In a petition filed on New Year's Eve, the guild's attorney Paul Smith of the Washington-based firm Jenner & Block is hoping to stretch the litigation into its 11th year.

"The copyright laws are intended to promote new expression, not just the consumption of creative works," he wrote in a 36-page petition.

Within a year of Google Books' launch in late 2004, the guild filed a class action in Federal Court hoping the snuff the Silicon Valley giant's plans to digitize 15 million volumes within a decade. Google Books has since smoked past that goal with nearly 25 million manuscripts on the Internet, and it won multiple rulings affirming its business model.

At the trial court level, then-District Judge Denny Chin praised its "significant public benefits" in 2013.

"It advances the progress of the arts and sciences, while maintaining respectful consideration for the rights of authors and other creative individuals, and without adversely impacting the rights of copyright holders," he wrote. "It has become an invaluable research tool that permits students, teachers, librarians, and others to more efficiently identify and locate books.

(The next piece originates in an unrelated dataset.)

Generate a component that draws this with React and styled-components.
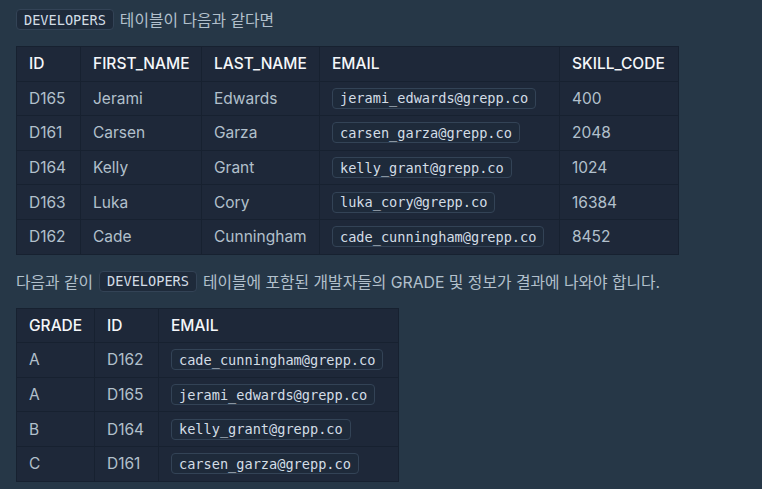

It has given scholars the ability, for the first time, to conduct full-text searches of tens of millions of books."

Chin later accepted a nomination to the Second Circuit Court of Appeals, where three of his colleagues affirmed his decision late last year.

"Google's making of a digital copy to provide a search function is a transformative use, which augments public knowledge by making available information about plaintiffs' books without providing the public with a substantial substitute for matter protected by the plaintiffs' copyright interests in the original works or derivatives of them," Judge Pierre Leval wrote for the court on Oct. 16.

Urging the nation's highest court to reverse these decisions, the guild focused on Google's profit motive.

"Whatever can be said about the scope of the fair-use doctrine, surely it cannot be that using copyrighted works without authorization as a form of currency to maximize corporate profits is a fair use," the petition states.

Google did not immediately respond to a request for comment.